Moreover, the market has become increasingly concerned that the Fed is once again more worried about rising inflation than maximum employment.  After cutting the Fed Funds rate in December by another 25 basis points to a range between 4.25% to 4.5%, the Fed telegraphed only two more quarter-point cuts in 2025, half the number of cuts expected by the Fed only three months ago.  The yield on the benchmark 10-year Treasury bond subsequently catapulted from mid September’s 3.6% to just under 4.6%, an incredible 25% jump in yield in less than four months. While core PCE recently rose below forecast by a scant 0.1%, this Fed-favored measure of inflation remains at 2.8% on an annual basis and stubbornly above the Fed’s 2% target.  The Fed intends to be vigilant in fighting inflation and will require additional evidence that disinflationary trends are intact before cutting rates much further.  While higher for longer interest rates may weigh on companies with challenged balance sheets, we would expect higher rates to be accompanied by a stronger economy and rising earnings which should benefit the overall stock market.
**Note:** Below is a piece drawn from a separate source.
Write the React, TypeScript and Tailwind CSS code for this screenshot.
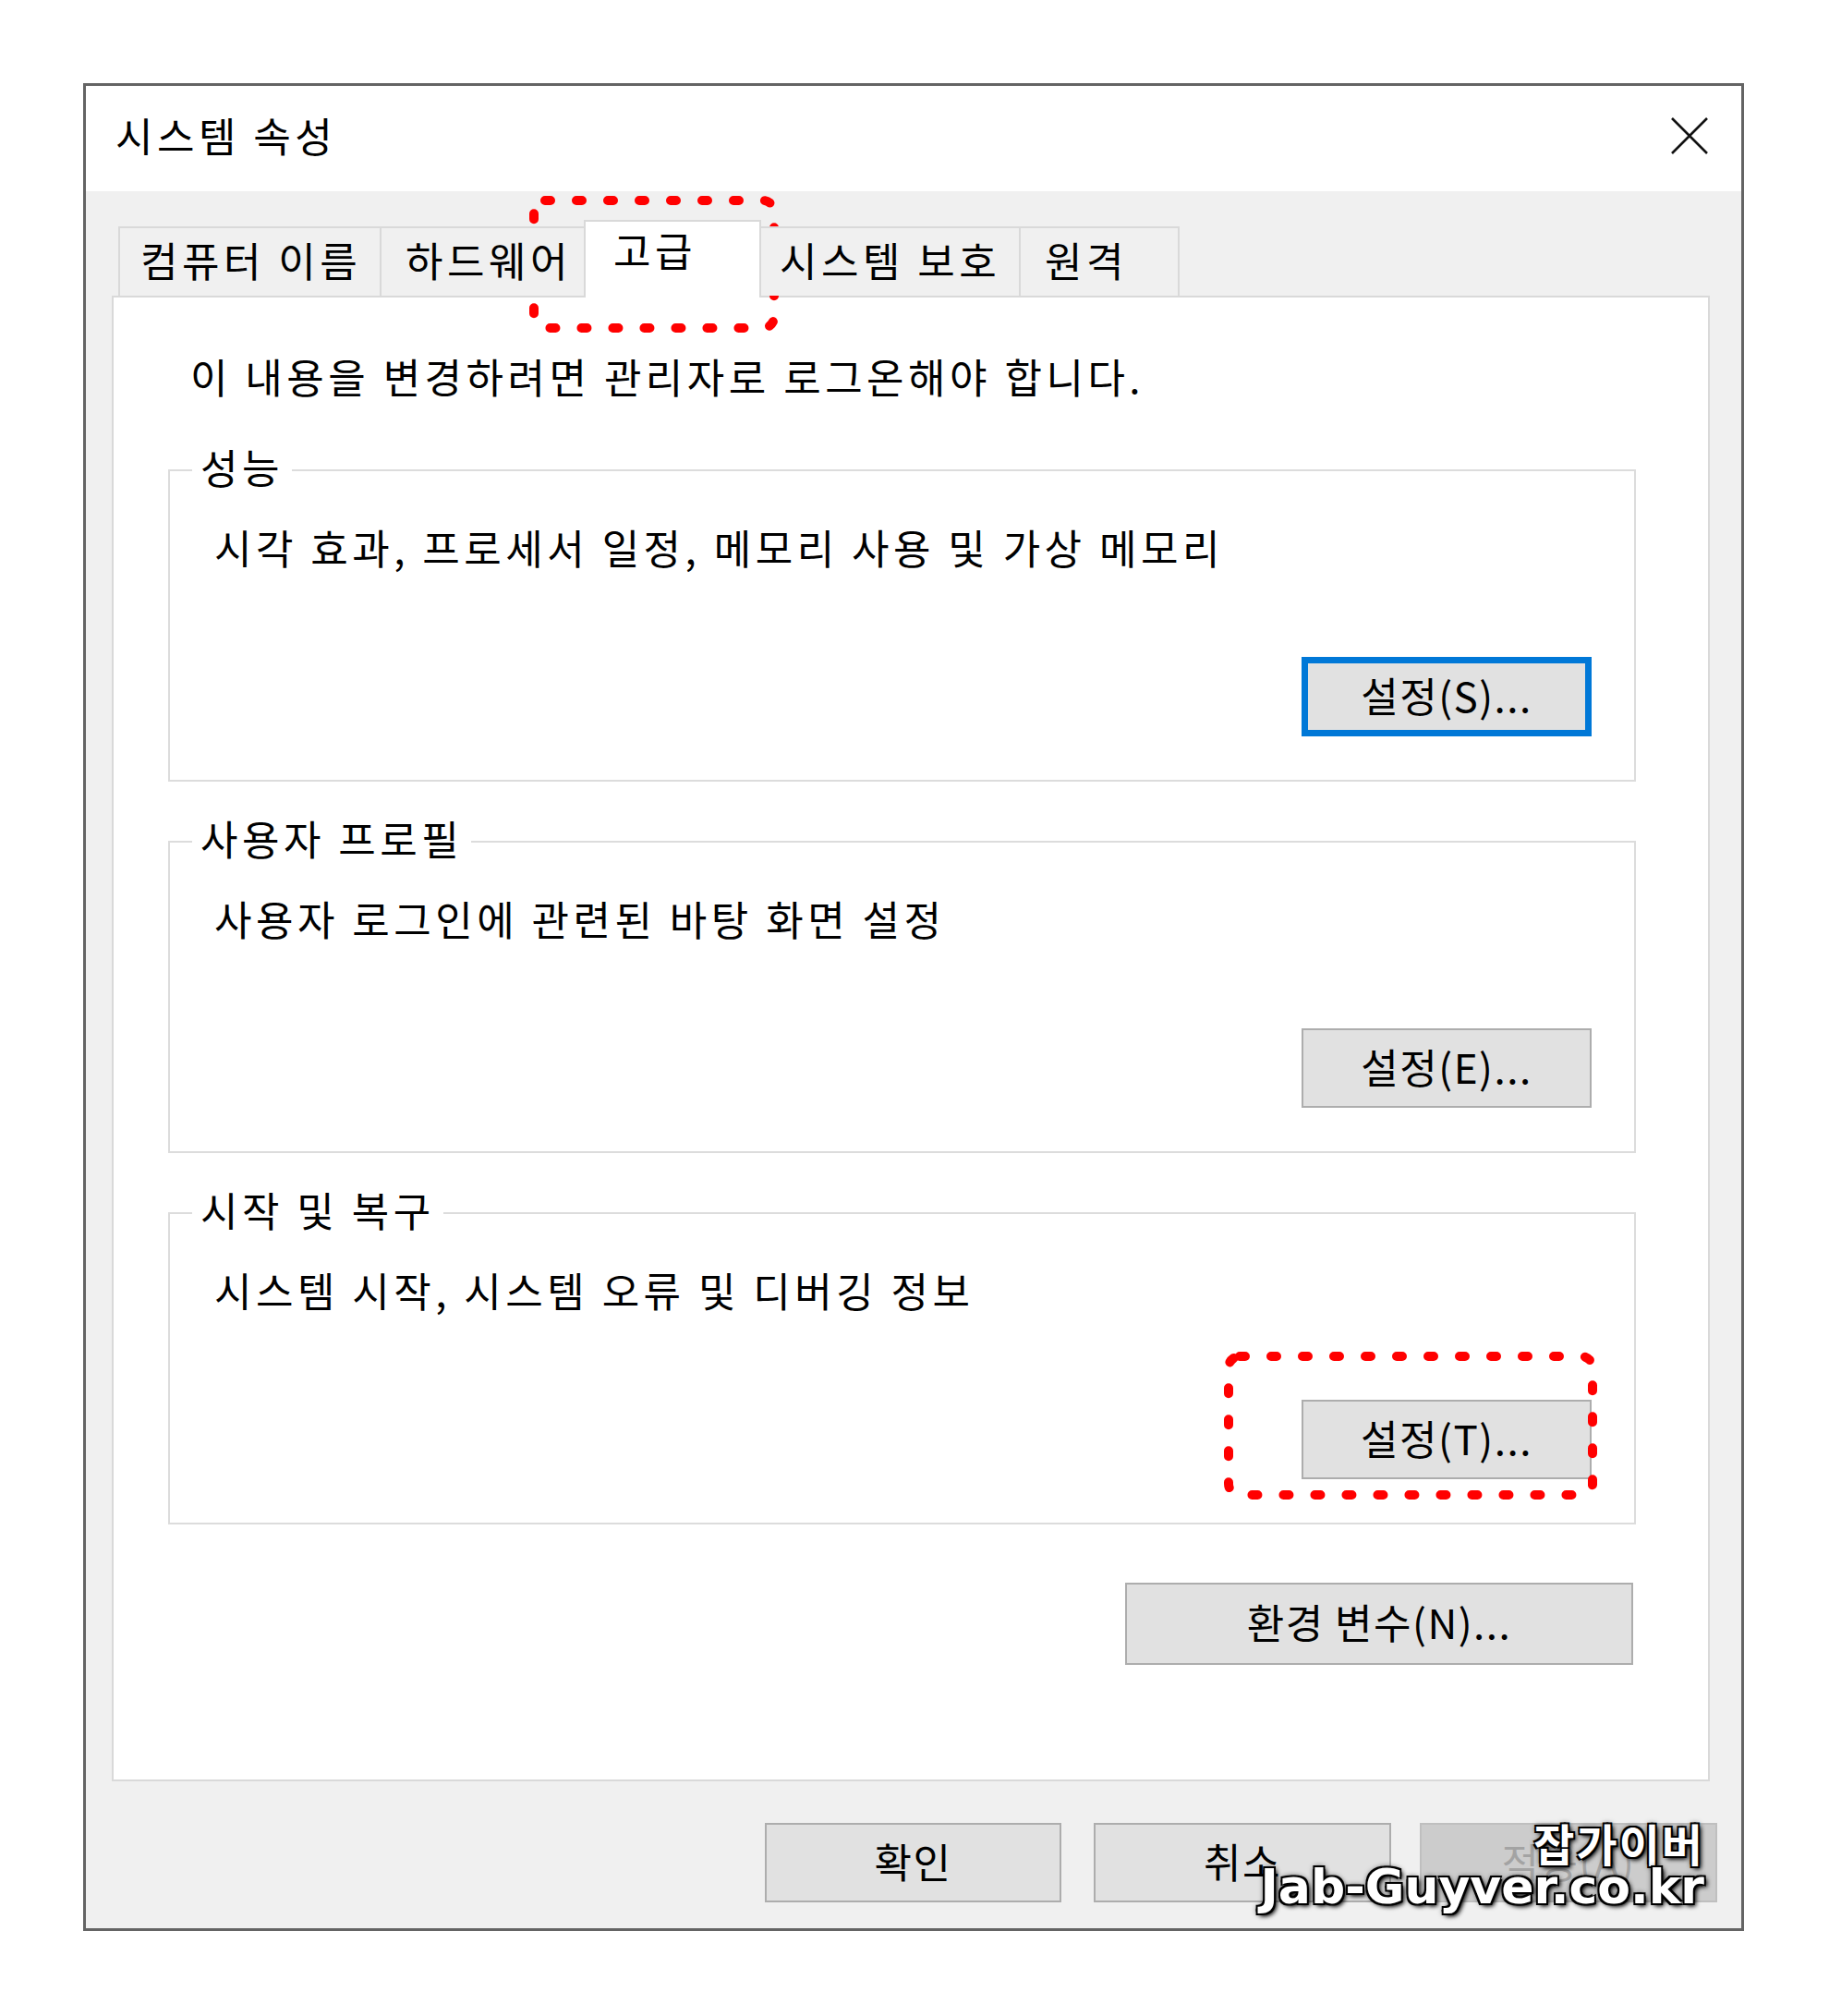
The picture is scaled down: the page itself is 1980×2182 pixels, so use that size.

The secular trend of deglobalization and concurrent reshoring of manufacturing capacity in the United States will only accelerate under the new Trump administration.  At the same time, economies throughout the rest of the world, especially Germany, France, Brazil, China and Japan, are all either on the brink of recession or mired in economic stagnation.  Lower growth and lower interest rates throughout the global economy should make dollar-denominated assets more attractive and help keep a lid on interest rates.  Especially relative to the rest of the world, the supertanker U.S. economy is in great shape and our markets vastly more attractive for investors.  With consumer spending accounting for 70% of U.S. GDP and U.S. exports accounting for only 11%, the United States is well prepared for the emerging era of isolationism. 

Recent research from Goldman Sachs cautions investors to expect annualized returns of 3% or 1% after inflation for the next ten years, citing steep valuations and extreme concentration in technology as primary culprits for this anticipated period of meager returns.  On the other end of the spectrum, Economist Ed Yardeni is calling for big productivity gains driven by AI to lead a “Roaring 20s” renaissance where the S&P 500 hits 10,000 by the end of the decade.  We suspect that market returns will fall somewhere between these two extremes.  Even the more bearish Goldman research suggests an equally weighted allocation strategy as antidote for investors to beat the expected doldrums. 

While we again would not be surprised by a pullback in the coming months, we do expect the S&P 500 to reach at least 6,500 in the year ahead.  With consensus estimates at $280 for 2025 S&P 500 earnings, reaching that level implies no change to the overall market multiple.  That said, we expect eventual rotation to the “other 493” to lead a period of sustainable reversion to the mean that may be hidden below the surface by the dominant weight of the Mag 7.  Because the Mag 7 looms so large, even massive moves by the S&P 500’s smaller constituents will not move the needle for the overall market.  Conversely, should any of the megacap leaders disappoint or stumble, such surprises would have a disproportionate effect on the market indices. We expect an equally weighted strategy focused on quality and dividend growth to continue to serve our clients well, especially on a risk-adjusted basis.